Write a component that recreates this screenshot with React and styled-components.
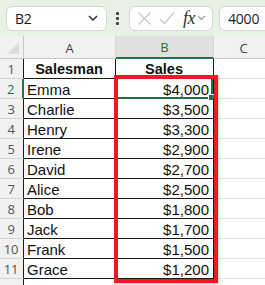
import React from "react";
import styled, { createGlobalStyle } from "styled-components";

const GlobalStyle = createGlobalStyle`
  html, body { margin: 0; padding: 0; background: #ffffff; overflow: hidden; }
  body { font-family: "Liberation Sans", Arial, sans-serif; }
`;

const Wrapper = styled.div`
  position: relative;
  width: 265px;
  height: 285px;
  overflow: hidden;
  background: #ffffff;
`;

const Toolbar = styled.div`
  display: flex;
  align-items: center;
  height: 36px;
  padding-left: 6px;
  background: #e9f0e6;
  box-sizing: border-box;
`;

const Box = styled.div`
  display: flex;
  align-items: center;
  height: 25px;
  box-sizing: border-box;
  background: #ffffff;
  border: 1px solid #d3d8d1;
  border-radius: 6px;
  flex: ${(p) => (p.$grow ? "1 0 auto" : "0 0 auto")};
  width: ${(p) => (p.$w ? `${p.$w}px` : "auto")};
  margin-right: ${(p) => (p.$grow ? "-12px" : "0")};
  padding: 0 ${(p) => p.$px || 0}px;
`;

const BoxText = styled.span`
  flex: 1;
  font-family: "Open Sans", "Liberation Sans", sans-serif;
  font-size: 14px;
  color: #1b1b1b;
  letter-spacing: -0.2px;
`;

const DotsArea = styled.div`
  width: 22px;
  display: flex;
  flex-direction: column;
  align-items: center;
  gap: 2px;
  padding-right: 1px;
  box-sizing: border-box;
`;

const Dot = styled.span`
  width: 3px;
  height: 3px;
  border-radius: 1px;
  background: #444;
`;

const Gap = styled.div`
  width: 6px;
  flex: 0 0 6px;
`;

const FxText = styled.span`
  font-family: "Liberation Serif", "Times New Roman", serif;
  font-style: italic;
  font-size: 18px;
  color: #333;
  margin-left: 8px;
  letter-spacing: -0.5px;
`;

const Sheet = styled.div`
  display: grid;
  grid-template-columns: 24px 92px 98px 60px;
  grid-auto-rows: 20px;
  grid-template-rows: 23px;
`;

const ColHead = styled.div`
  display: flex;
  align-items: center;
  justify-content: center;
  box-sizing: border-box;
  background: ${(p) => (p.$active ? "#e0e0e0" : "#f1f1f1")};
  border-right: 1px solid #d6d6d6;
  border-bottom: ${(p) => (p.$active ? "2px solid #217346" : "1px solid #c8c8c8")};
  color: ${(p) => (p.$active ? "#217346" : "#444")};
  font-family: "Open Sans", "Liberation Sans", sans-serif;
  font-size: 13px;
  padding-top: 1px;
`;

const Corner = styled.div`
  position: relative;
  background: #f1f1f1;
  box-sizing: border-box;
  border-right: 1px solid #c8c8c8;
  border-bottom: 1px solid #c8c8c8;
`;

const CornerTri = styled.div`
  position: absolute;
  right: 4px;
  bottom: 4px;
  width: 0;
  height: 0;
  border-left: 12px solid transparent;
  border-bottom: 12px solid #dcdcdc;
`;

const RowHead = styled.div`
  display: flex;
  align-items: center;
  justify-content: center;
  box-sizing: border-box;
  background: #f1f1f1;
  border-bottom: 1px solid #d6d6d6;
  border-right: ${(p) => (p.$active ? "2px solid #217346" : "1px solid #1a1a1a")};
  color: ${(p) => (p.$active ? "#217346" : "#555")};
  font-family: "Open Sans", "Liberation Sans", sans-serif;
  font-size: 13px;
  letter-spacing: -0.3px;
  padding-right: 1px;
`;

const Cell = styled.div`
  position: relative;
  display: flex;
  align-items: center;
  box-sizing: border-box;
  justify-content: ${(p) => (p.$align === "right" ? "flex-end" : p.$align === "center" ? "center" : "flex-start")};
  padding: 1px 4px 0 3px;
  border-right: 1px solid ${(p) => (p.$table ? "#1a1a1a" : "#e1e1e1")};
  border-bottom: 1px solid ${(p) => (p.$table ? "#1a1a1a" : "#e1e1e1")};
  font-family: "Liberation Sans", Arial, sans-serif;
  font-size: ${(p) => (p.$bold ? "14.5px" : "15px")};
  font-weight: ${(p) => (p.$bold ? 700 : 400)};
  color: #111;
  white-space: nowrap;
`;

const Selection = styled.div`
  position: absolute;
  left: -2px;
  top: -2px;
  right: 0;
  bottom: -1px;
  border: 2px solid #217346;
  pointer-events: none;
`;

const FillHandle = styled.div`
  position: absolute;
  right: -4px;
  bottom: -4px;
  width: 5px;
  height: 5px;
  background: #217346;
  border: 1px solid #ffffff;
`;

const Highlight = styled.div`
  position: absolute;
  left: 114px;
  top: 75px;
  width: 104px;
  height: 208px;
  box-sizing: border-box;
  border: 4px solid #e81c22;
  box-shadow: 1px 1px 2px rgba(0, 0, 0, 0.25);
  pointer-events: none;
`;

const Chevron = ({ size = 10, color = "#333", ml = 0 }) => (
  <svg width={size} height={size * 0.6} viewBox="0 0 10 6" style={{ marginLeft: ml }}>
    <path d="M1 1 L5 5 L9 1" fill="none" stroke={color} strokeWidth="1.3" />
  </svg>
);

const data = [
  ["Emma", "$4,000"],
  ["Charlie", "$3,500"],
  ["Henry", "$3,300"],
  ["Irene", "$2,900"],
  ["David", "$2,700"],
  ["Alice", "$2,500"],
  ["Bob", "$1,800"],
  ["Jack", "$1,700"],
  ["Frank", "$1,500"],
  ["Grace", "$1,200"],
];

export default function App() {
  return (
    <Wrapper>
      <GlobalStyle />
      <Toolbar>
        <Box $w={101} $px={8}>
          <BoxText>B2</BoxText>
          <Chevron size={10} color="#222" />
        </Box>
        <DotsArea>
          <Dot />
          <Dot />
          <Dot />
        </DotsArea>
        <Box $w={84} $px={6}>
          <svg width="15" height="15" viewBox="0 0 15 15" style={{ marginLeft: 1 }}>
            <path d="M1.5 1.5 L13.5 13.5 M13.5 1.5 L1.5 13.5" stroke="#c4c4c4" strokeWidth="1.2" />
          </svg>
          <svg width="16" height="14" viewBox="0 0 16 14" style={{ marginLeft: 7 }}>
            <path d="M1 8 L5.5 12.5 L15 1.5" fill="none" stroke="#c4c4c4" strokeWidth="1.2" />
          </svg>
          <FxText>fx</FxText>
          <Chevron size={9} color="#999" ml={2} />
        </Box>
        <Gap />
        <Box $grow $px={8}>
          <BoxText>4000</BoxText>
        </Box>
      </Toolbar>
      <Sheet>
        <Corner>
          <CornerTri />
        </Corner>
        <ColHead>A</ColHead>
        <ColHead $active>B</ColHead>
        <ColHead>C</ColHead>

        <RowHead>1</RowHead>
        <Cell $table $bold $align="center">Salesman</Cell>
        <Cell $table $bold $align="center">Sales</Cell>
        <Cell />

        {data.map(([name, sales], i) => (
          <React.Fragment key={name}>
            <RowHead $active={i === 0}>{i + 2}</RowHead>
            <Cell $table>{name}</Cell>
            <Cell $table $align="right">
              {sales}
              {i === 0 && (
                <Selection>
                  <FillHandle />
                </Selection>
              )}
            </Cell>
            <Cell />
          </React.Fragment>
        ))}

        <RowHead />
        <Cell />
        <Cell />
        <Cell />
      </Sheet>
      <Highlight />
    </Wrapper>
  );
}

=====

Reproduce the whole listing word for word, setting aside any pictures.

Write a component that recreates this screenshot with React and styled-components.
import React from "react";
import styled, { createGlobalStyle } from "styled-components";

const GlobalStyle = createGlobalStyle`
  html, body { margin: 0; padding: 0; background: #ffffff; overflow: hidden; }
  body { font-family: "Liberation Sans", Arial, sans-serif; }
`;

const Wrapper = styled.div`
  position: relative;
  width: 265px;
  height: 285px;
  overflow: hidden;
  background: #ffffff;
`;

const Toolbar = styled.div`
  display: flex;
  align-items: center;
  height: 36px;
  padding-left: 6px;
  background: #e9f0e6;
  box-sizing: border-box;
`;

const Box = styled.div`
  display: flex;
  align-items: center;
  height: 25px;
  box-sizing: border-box;
  background: #ffffff;
  border: 1px solid #d3d8d1;
  border-radius: 6px;
  flex: ${(p) => (p.$grow ? "1 0 auto" : "0 0 auto")};
  width: ${(p) => (p.$w ? `${p.$w}px` : "auto")};
  margin-right: ${(p) => (p.$grow ? "-12px" : "0")};
  padding: 0 ${(p) => p.$px || 0}px;
`;

const BoxText = styled.span`
  flex: 1;
  font-family: "Open Sans", "Liberation Sans", sans-serif;
  font-size: 14px;
  color: #1b1b1b;
  letter-spacing: -0.2px;
`;

const DotsArea = styled.div`
  width: 22px;
  display: flex;
  flex-direction: column;
  align-items: center;
  gap: 2px;
  padding-right: 1px;
  box-sizing: border-box;
`;

const Dot = styled.span`
  width: 3px;
  height: 3px;
  border-radius: 1px;
  background: #444;
`;

const Gap = styled.div`
  width: 6px;
  flex: 0 0 6px;
`;

const FxText = styled.span`
  font-family: "Liberation Serif", "Times New Roman", serif;
  font-style: italic;
  font-size: 18px;
  color: #333;
  margin-left: 8px;
  letter-spacing: -0.5px;
`;

const Sheet = styled.div`
  display: grid;
  grid-template-columns: 24px 92px 98px 60px;
  grid-auto-rows: 20px;
  grid-template-rows: 23px;
`;

const ColHead = styled.div`
  display: flex;
  align-items: center;
  justify-content: center;
  box-sizing: border-box;
  background: ${(p) => (p.$active ? "#e0e0e0" : "#f1f1f1")};
  border-right: 1px solid #d6d6d6;
  border-bottom: ${(p) => (p.$active ? "2px solid #217346" : "1px solid #c8c8c8")};
  color: ${(p) => (p.$active ? "#217346" : "#444")};
  font-family: "Open Sans", "Liberation Sans", sans-serif;
  font-size: 13px;
  padding-top: 1px;
`;

const Corner = styled.div`
  position: relative;
  background: #f1f1f1;
  box-sizing: border-box;
  border-right: 1px solid #c8c8c8;
  border-bottom: 1px solid #c8c8c8;
`;

const CornerTri = styled.div`
  position: absolute;
  right: 4px;
  bottom: 4px;
  width: 0;
  height: 0;
  border-left: 12px solid transparent;
  border-bottom: 12px solid #dcdcdc;
`;

const RowHead = styled.div`
  display: flex;
  align-items: center;
  justify-content: center;
  box-sizing: border-box;
  background: #f1f1f1;
  border-bottom: 1px solid #d6d6d6;
  border-right: ${(p) => (p.$active ? "2px solid #217346" : "1px solid #1a1a1a")};
  color: ${(p) => (p.$active ? "#217346" : "#555")};
  font-family: "Open Sans", "Liberation Sans", sans-serif;
  font-size: 13px;
  letter-spacing: -0.3px;
  padding-right: 1px;
`;

const Cell = styled.div`
  position: relative;
  display: flex;
  align-items: center;
  box-sizing: border-box;
  justify-content: ${(p) => (p.$align === "right" ? "flex-end" : p.$align === "center" ? "center" : "flex-start")};
  padding: 1px 4px 0 3px;
  border-right: 1px solid ${(p) => (p.$table ? "#1a1a1a" : "#e1e1e1")};
  border-bottom: 1px solid ${(p) => (p.$table ? "#1a1a1a" : "#e1e1e1")};
  font-family: "Liberation Sans", Arial, sans-serif;
  font-size: ${(p) => (p.$bold ? "14.5px" : "15px")};
  font-weight: ${(p) => (p.$bold ? 700 : 400)};
  color: #111;
  white-space: nowrap;
`;

const Selection = styled.div`
  position: absolute;
  left: -2px;
  top: -2px;
  right: 0;
  bottom: -1px;
  border: 2px solid #217346;
  pointer-events: none;
`;

const FillHandle = styled.div`
  position: absolute;
  right: -4px;
  bottom: -4px;
  width: 5px;
  height: 5px;
  background: #217346;
  border: 1px solid #ffffff;
`;

const Highlight = styled.div`
  position: absolute;
  left: 114px;
  top: 75px;
  width: 104px;
  height: 208px;
  box-sizing: border-box;
  border: 4px solid #e81c22;
  box-shadow: 1px 1px 2px rgba(0, 0, 0, 0.25);
  pointer-events: none;
`;

const Chevron = ({ size = 10, color = "#333", ml = 0 }) => (
  <svg width={size} height={size * 0.6} viewBox="0 0 10 6" style={{ marginLeft: ml }}>
    <path d="M1 1 L5 5 L9 1" fill="none" stroke={color} strokeWidth="1.3" />
  </svg>
);

const data = [
  ["Emma", "$4,000"],
  ["Charlie", "$3,500"],
  ["Henry", "$3,300"],
  ["Irene", "$2,900"],
  ["David", "$2,700"],
  ["Alice", "$2,500"],
  ["Bob", "$1,800"],
  ["Jack", "$1,700"],
  ["Frank", "$1,500"],
  ["Grace", "$1,200"],
];

export default function App() {
  return (
    <Wrapper>
      <GlobalStyle />
      <Toolbar>
        <Box $w={101} $px={8}>
          <BoxText>B2</BoxText>
          <Chevron size={10} color="#222" />
        </Box>
        <DotsArea>
          <Dot />
          <Dot />
          <Dot />
        </DotsArea>
        <Box $w={84} $px={6}>
          <svg width="15" height="15" viewBox="0 0 15 15" style={{ marginLeft: 1 }}>
            <path d="M1.5 1.5 L13.5 13.5 M13.5 1.5 L1.5 13.5" stroke="#c4c4c4" strokeWidth="1.2" />
          </svg>
          <svg width="16" height="14" viewBox="0 0 16 14" style={{ marginLeft: 7 }}>
            <path d="M1 8 L5.5 12.5 L15 1.5" fill="none" stroke="#c4c4c4" strokeWidth="1.2" />
          </svg>
          <FxText>fx</FxText>
          <Chevron size={9} color="#999" ml={2} />
        </Box>
        <Gap />
        <Box $grow $px={8}>
          <BoxText>4000</BoxText>
        </Box>
      </Toolbar>
      <Sheet>
        <Corner>
          <CornerTri />
        </Corner>
        <ColHead>A</ColHead>
        <ColHead $active>B</ColHead>
        <ColHead>C</ColHead>

        <RowHead>1</RowHead>
        <Cell $table $bold $align="center">Salesman</Cell>
        <Cell $table $bold $align="center">Sales</Cell>
        <Cell />

        {data.map(([name, sales], i) => (
          <React.Fragment key={name}>
            <RowHead $active={i === 0}>{i + 2}</RowHead>
            <Cell $table>{name}</Cell>
            <Cell $table $align="right">
              {sales}
              {i === 0 && (
                <Selection>
                  <FillHandle />
                </Selection>
              )}
            </Cell>
            <Cell />
          </React.Fragment>
        ))}

        <RowHead />
        <Cell />
        <Cell />
        <Cell />
      </Sheet>
      <Highlight />
    </Wrapper>
  );
}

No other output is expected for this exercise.